Determine how many lines of the records include "React", and answer with the number alone.

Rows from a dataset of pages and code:
►

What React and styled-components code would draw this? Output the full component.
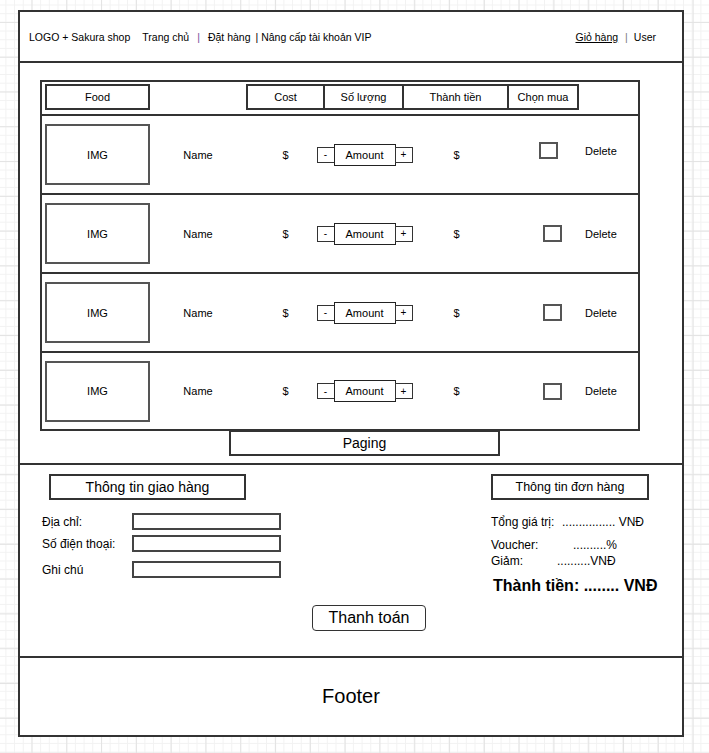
import styled, { createGlobalStyle } from "styled-components";

const GlobalStyle = createGlobalStyle`
  body {
    margin: 0;
    font-family: "Liberation Sans", Arial, sans-serif;
    color: #000;
    background-color: #fff;
    background-image:
      linear-gradient(to right, #e3e3e3 1px, transparent 1px),
      linear-gradient(to bottom, #e3e3e3 1px, transparent 1px),
      linear-gradient(to right, #f2f2f2 1px, transparent 1px),
      linear-gradient(to bottom, #f2f2f2 1px, transparent 1px);
    background-size: 34.8px 34.8px, 34.8px 34.8px, 8.7px 8.7px, 8.7px 8.7px;
    background-position: 31.5px 21.9px, 31.5px 21.9px, 5.4px 4.5px, 5.4px 4.5px;
  }
`;

const Frame = styled.div`
  box-sizing: border-box;
  margin: 10px 0 0 18px;
  width: 666px;
  height: 727px;
  border: 2px solid #333;
  background: #fff;
  display: flex;
  flex-direction: column;
`;

const Header = styled.header`
  box-sizing: border-box;
  height: 51px;
  border-bottom: 2px solid #333;
  display: flex;
  align-items: center;
  justify-content: space-between;
  padding: 0 26px 0 9px;
  font-size: 10.5px;
`;

const Nav = styled.nav`
  display: flex;
  align-items: center;
`;

const NavItem = styled.span`
  margin-left: ${(p) => p.$gap || 0}px;
  color: ${(p) => p.$color || "#000"};
  text-decoration: ${(p) => (p.$active ? "underline" : "none")};
  white-space: pre;
`;

const Main = styled.section`
  box-sizing: border-box;
  height: 402px;
  border-bottom: 2px solid #333;
  padding: 17px 0 0 20px;
`;

const Table = styled.div`
  box-sizing: border-box;
  width: 600px;
  border: 2px solid #333;
`;

const Row = styled.div`
  display: grid;
  grid-template-columns: 105px 96px 79px 79px 105px 70px 1fr;
  padding-left: 3px;
  height: ${(p) => (p.$head ? 30 : p.$last ? 76 : 77)}px;
  align-items: ${(p) => (p.$head ? "start" : "center")};
  padding-top: ${(p) => (p.$head ? 2 : 0)}px;
  border-bottom: ${(p) => (p.$last ? "none" : "2px solid #333")};
  font-size: 11px;
`;

const HeadCell = styled.div`
  grid-column: ${(p) => p.$col};
  box-sizing: border-box;
  height: 26px;
  border: 2px solid #333;
  margin-left: ${(p) => (p.$join ? -2 : 0)}px;
  display: flex;
  align-items: center;
  justify-content: center;
`;

const ImgBox = styled.div`
  box-sizing: border-box;
  height: 61px;
  border: 2px solid #555;
  display: flex;
  align-items: center;
  justify-content: center;
`;

const Cell = styled.div`
  display: flex;
  align-items: center;
  justify-content: ${(p) => p.$align || "center"};
  padding-left: ${(p) => p.$pad || 0}px;
  margin-top: ${(p) => (p.$raise ? -8 : 0)}px;
`;

const Qty = styled.div`
  display: flex;
  align-items: center;
  justify-content: center;
  width: 97px;
  margin: 0 -9px;
`;

const StepBtn = styled.div`
  box-sizing: border-box;
  width: 18px;
  height: 16px;
  border: 1.5px solid #333;
  display: flex;
  align-items: center;
  justify-content: center;
  font-size: 10px;
`;

const AmountBox = styled.div`
  box-sizing: border-box;
  width: 62px;
  height: 22px;
  border: 1.5px solid #222;
  margin: 0 -1px;
  display: flex;
  align-items: center;
  justify-content: center;
`;

const Checkbox = styled.div`
  box-sizing: border-box;
  width: 19px;
  height: 17px;
  border: 2px solid #555;
`;

const Paging = styled.div`
  box-sizing: border-box;
  width: 271px;
  height: 26px;
  margin: -1px 0 0 189px;
  border: 2px solid #333;
  display: flex;
  align-items: center;
  justify-content: center;
  font-size: 14px;
`;

const Checkout = styled.section`
  box-sizing: border-box;
  height: 193px;
  border-bottom: 2px solid #333;
  padding-top: 9px;
  display: flex;
  flex-direction: column;
`;

const Columns = styled.div`
  display: flex;
  justify-content: space-between;
  align-items: flex-start;
  padding: 0 30px 0 22px;
`;

const Column = styled.div`
  display: flex;
  flex-direction: column;
  width: ${(p) => p.$width}px;
`;

const TitleBox = styled.div`
  box-sizing: border-box;
  width: ${(p) => p.$width}px;
  height: 26px;
  margin-left: ${(p) => p.$offset || 0}px;
  border: 2px solid #333;
  display: flex;
  align-items: center;
  justify-content: center;
  font-size: ${(p) => p.$size}px;
`;

const FormRow = styled.label`
  display: grid;
  grid-template-columns: 90px 149px;
  align-items: center;
  margin-top: ${(p) => p.$top}px;
  font-size: 12px;
`;

const Field = styled.div`
  box-sizing: border-box;
  height: 17px;
  border: 2px solid #444;
`;

const SummaryRow = styled.div`
  display: flex;
  margin-top: ${(p) => p.$top}px;
  font-size: 12px;
  line-height: 16px;
  white-space: pre;
`;

const SummaryLabel = styled.span`
  width: ${(p) => p.$width}px;
`;

const Total = styled.div`
  margin: 7px 0 0 2px;
  font-size: 16px;
  font-weight: bold;
  line-height: 20px;
  white-space: nowrap;
`;

const PayButton = styled.button`
  box-sizing: border-box;
  align-self: flex-start;
  margin: 9px 0 0 292px;
  width: 114px;
  height: 26px;
  border: 1.5px solid #333;
  border-radius: 4px;
  background: #fff;
  font-family: inherit;
  font-size: 16px;
  color: #000;
  padding: 0;
`;

const Footer = styled.footer`
  flex: 1;
  display: flex;
  align-items: center;
  justify-content: center;
  font-size: 20px;
`;

const items = [0, 1, 2, 3];

export default function App() {
  return (
    <>
      <GlobalStyle />
      <Frame>
        <Header>
          <Nav>
            <NavItem>LOGO + Sakura shop</NavItem>
            <NavItem $gap={12}>Trang chủ</NavItem>
            <NavItem $gap={8} $color="#7a4e9a">|</NavItem>
            <NavItem $gap={8}>Đặt hàng</NavItem>
            <NavItem $gap={5}>| Nâng cấp tài khoản VIP</NavItem>
          </Nav>
          <Nav>
            <NavItem $active>Giỏ hàng</NavItem>
            <NavItem $gap={7} $color="#777">|</NavItem>
            <NavItem $gap={6}>User</NavItem>
          </Nav>
        </Header>

        <Main>
          <Table>
            <Row $head>
              <HeadCell $col={1}>Food</HeadCell>
              <HeadCell $col={3}>Cost</HeadCell>
              <HeadCell $col={4} $join>Số lượng</HeadCell>
              <HeadCell $col={5} $join>Thành tiền</HeadCell>
              <HeadCell $col={6} $join>Chọn mua</HeadCell>
            </Row>
            {items.map((i) => (
              <Row key={i} $last={i === items.length - 1}>
                <ImgBox>IMG</ImgBox>
                <Cell>Name</Cell>
                <Cell>$</Cell>
                <Cell>
                  <Qty>
                    <StepBtn>-</StepBtn>
                    <AmountBox>Amount</AmountBox>
                    <StepBtn>+</StepBtn>
                  </Qty>
                </Cell>
                <Cell>$</Cell>
                <Cell $align="flex-start" $pad={i === 0 ? 30 : 34} $raise={i === 0}>
                  <Checkbox />
                </Cell>
                <Cell $align="flex-start" $pad={6} $raise={i === 0}>
                  Delete
                </Cell>
              </Row>
            ))}
          </Table>
          <Paging>Paging</Paging>
        </Main>

        <Checkout>
          <Columns>
            <Column $width={240}>
              <TitleBox $width={197} $offset={7} $size={14}>
                Thông tin giao hàng
              </TitleBox>
              <FormRow $top={13}>
                Địa chỉ:
                <Field />
              </FormRow>
              <FormRow $top={5}>
                Số điện thoại:
                <Field />
              </FormRow>
              <FormRow $top={9}>
                Ghi chú
                <Field />
              </FormRow>
            </Column>
            <Column $width={161}>
              <TitleBox $width={158} $size={12.5}>
                Thông tin đơn hàng
              </TitleBox>
              <SummaryRow $top={14}>
                <SummaryLabel $width={71}>Tổng giá trị:</SummaryLabel>
                ................ VNĐ
              </SummaryRow>
              <SummaryRow $top={7}>
                <SummaryLabel $width={82}>Voucher:</SummaryLabel>
                ..........%
              </SummaryRow>
              <SummaryRow $top={0}>
                <SummaryLabel $width={66}>Giảm:</SummaryLabel>
                ..........VNĐ
              </SummaryRow>
              <Total>Thành tiền: ........ VNĐ</Total>
            </Column>
          </Columns>
          <PayButton>Thanh toán</PayButton>
        </Checkout>

        <Footer>Footer</Footer>
      </Frame>
    </>
  );
}
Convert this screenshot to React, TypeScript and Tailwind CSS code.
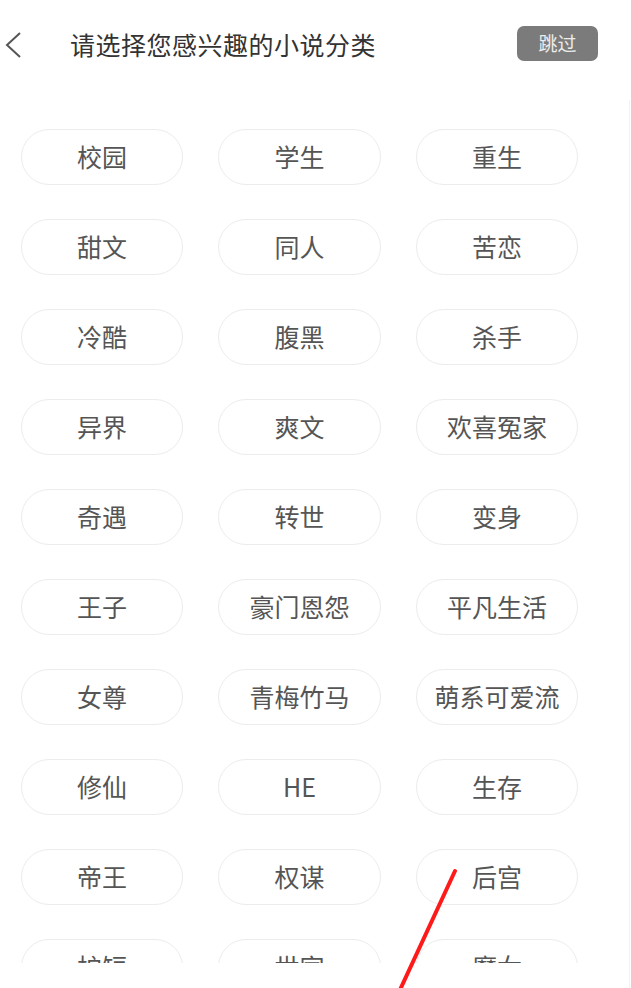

◄

> **IN RESPONSE**
2